» **Objective**:
Quote, verbatim, all material below, without pictures.

» **Source data**:
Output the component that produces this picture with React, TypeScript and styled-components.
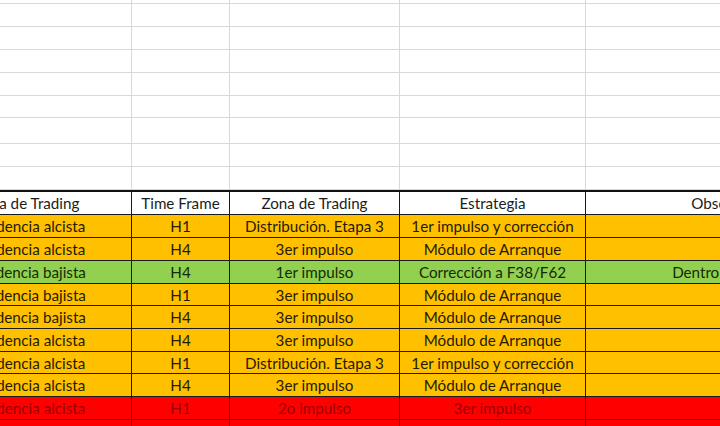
import React from "react";
import styled, { createGlobalStyle, css } from "styled-components";

const Global = createGlobalStyle`
  html, body { margin: 0; padding: 0; background: #ffffff; overflow: hidden; }
  body { width: 720px; height: 426px; }
`;

const COLS = "205px 98px 170px 186px 310px";

type Kind = "blank" | "header" | "orange" | "green" | "red";

const Sheet = styled.div`
  width: 1069px;
  margin-left: -73px;
  display: flex;
  flex-direction: column;
  font-family: Lato, "Liberation Sans", sans-serif;
  font-size: 15.2px;
`;

const Row = styled.div<{ $h: number; $kind: Kind }>`
  display: grid;
  grid-template-columns: ${COLS};
  height: ${(p) => p.$h}px;
  box-sizing: border-box;
  ${(p) =>
    p.$kind === "header" &&
    css`
      border-top: 2px solid #111;
    `}
`;

const fills: Record<Kind, string> = {
  blank: "#ffffff",
  header: "#ffffff",
  orange: "#ffc000",
  green: "#92d050",
  red: "#ff0000",
};

const inks: Record<Kind, string> = {
  blank: "#000",
  header: "#1c1c1c",
  orange: "#241b00",
  green: "#142a08",
  red: "#9c0000",
};

const Cell = styled.div<{ $kind: Kind }>`
  box-sizing: border-box;
  display: flex;
  align-items: center;
  justify-content: center;
  white-space: nowrap;
  overflow: hidden;
  background: ${(p) => fills[p.$kind]};
  color: ${(p) => inks[p.$kind]};
  border-right: 1px solid ${(p) => (p.$kind === "blank" ? "#d9d9d9" : "#1a1a1a")};
  border-bottom: 1px solid ${(p) => (p.$kind === "blank" ? "#d9d9d9" : "#1a1a1a")};
`;

const blankHeights = [4, 23, 23, 23, 23, 22, 26, 23, 23];

const data: { kind: Kind; h: number; cells: string[] }[] = [
  { kind: "orange", h: 23, cells: ["Tendencia alcista", "H1", "Distribución. Etapa 3", "1er impulso y corrección", ""] },
  { kind: "orange", h: 23, cells: ["Tendencia alcista", "H4", "3er impulso", "Módulo de Arranque", ""] },
  { kind: "green", h: 23, cells: ["Tendencia bajista", "H4", "1er impulso", "Corrección a F38/F62", "Dentro de tendencia"] },
  { kind: "orange", h: 22, cells: ["Tendencia bajista", "H1", "3er impulso", "Módulo de Arranque", ""] },
  { kind: "orange", h: 23, cells: ["Tendencia bajista", "H4", "3er impulso", "Módulo de Arranque", ""] },
  { kind: "orange", h: 23, cells: ["Tendencia alcista", "H4", "3er impulso", "Módulo de Arranque", ""] },
  { kind: "orange", h: 22, cells: ["Tendencia alcista", "H1", "Distribución. Etapa 3", "1er impulso y corrección", ""] },
  { kind: "orange", h: 23, cells: ["Tendencia alcista", "H4", "3er impulso", "Módulo de Arranque", ""] },
  { kind: "red", h: 23, cells: ["Tendencia alcista", "H1", "2o impulso", "3er impulso", ""] },
  { kind: "red", h: 23, cells: ["Tendencia alcista", "H4", "2o impulso", "3er impulso", ""] },
];

const header = ["Idea de Trading", "Time Frame", "Zona de Trading", "Estrategia", "Observaciones"];

export default function App() {
  return (
    <>
      <Global />
      <Sheet>
        {blankHeights.map((h, i) => (
          <Row key={"b" + i} $h={h} $kind="blank">
            {header.map((_, j) => (
              <Cell key={j} $kind="blank" />
            ))}
          </Row>
        ))}
        <Row $h={25} $kind="header">
          {header.map((t) => (
            <Cell key={t} $kind="header">
              {t}
            </Cell>
          ))}
        </Row>
        {data.map((r, i) => (
          <Row key={i} $h={r.h} $kind={r.kind}>
            {r.cells.map((t, j) => (
              <Cell key={j} $kind={r.kind}>
                {t}
              </Cell>
            ))}
          </Row>
        ))}
      </Sheet>
    </>
  );
}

» **Result**:
Output the component that produces this picture with React, TypeScript and styled-components.
import React from "react";
import styled, { createGlobalStyle, css } from "styled-components";

const Global = createGlobalStyle`
  html, body { margin: 0; padding: 0; background: #ffffff; overflow: hidden; }
  body { width: 720px; height: 426px; }
`;

const COLS = "205px 98px 170px 186px 310px";

type Kind = "blank" | "header" | "orange" | "green" | "red";

const Sheet = styled.div`
  width: 1069px;
  margin-left: -73px;
  display: flex;
  flex-direction: column;
  font-family: Lato, "Liberation Sans", sans-serif;
  font-size: 15.2px;
`;

const Row = styled.div<{ $h: number; $kind: Kind }>`
  display: grid;
  grid-template-columns: ${COLS};
  height: ${(p) => p.$h}px;
  box-sizing: border-box;
  ${(p) =>
    p.$kind === "header" &&
    css`
      border-top: 2px solid #111;
    `}
`;

const fills: Record<Kind, string> = {
  blank: "#ffffff",
  header: "#ffffff",
  orange: "#ffc000",
  green: "#92d050",
  red: "#ff0000",
};

const inks: Record<Kind, string> = {
  blank: "#000",
  header: "#1c1c1c",
  orange: "#241b00",
  green: "#142a08",
  red: "#9c0000",
};

const Cell = styled.div<{ $kind: Kind }>`
  box-sizing: border-box;
  display: flex;
  align-items: center;
  justify-content: center;
  white-space: nowrap;
  overflow: hidden;
  background: ${(p) => fills[p.$kind]};
  color: ${(p) => inks[p.$kind]};
  border-right: 1px solid ${(p) => (p.$kind === "blank" ? "#d9d9d9" : "#1a1a1a")};
  border-bottom: 1px solid ${(p) => (p.$kind === "blank" ? "#d9d9d9" : "#1a1a1a")};
`;

const blankHeights = [4, 23, 23, 23, 23, 22, 26, 23, 23];

const data: { kind: Kind; h: number; cells: string[] }[] = [
  { kind: "orange", h: 23, cells: ["Tendencia alcista", "H1", "Distribución. Etapa 3", "1er impulso y corrección", ""] },
  { kind: "orange", h: 23, cells: ["Tendencia alcista", "H4", "3er impulso", "Módulo de Arranque", ""] },
  { kind: "green", h: 23, cells: ["Tendencia bajista", "H4", "1er impulso", "Corrección a F38/F62", "Dentro de tendencia"] },
  { kind: "orange", h: 22, cells: ["Tendencia bajista", "H1", "3er impulso", "Módulo de Arranque", ""] },
  { kind: "orange", h: 23, cells: ["Tendencia bajista", "H4", "3er impulso", "Módulo de Arranque", ""] },
  { kind: "orange", h: 23, cells: ["Tendencia alcista", "H4", "3er impulso", "Módulo de Arranque", ""] },
  { kind: "orange", h: 22, cells: ["Tendencia alcista", "H1", "Distribución. Etapa 3", "1er impulso y corrección", ""] },
  { kind: "orange", h: 23, cells: ["Tendencia alcista", "H4", "3er impulso", "Módulo de Arranque", ""] },
  { kind: "red", h: 23, cells: ["Tendencia alcista", "H1", "2o impulso", "3er impulso", ""] },
  { kind: "red", h: 23, cells: ["Tendencia alcista", "H4", "2o impulso", "3er impulso", ""] },
];

const header = ["Idea de Trading", "Time Frame", "Zona de Trading", "Estrategia", "Observaciones"];

export default function App() {
  return (
    <>
      <Global />
      <Sheet>
        {blankHeights.map((h, i) => (
          <Row key={"b" + i} $h={h} $kind="blank">
            {header.map((_, j) => (
              <Cell key={j} $kind="blank" />
            ))}
          </Row>
        ))}
        <Row $h={25} $kind="header">
          {header.map((t) => (
            <Cell key={t} $kind="header">
              {t}
            </Cell>
          ))}
        </Row>
        {data.map((r, i) => (
          <Row key={i} $h={r.h} $kind={r.kind}>
            {r.cells.map((t, j) => (
              <Cell key={j} $kind={r.kind}>
                {t}
              </Cell>
            ))}
          </Row>
        ))}
      </Sheet>
    </>
  );
}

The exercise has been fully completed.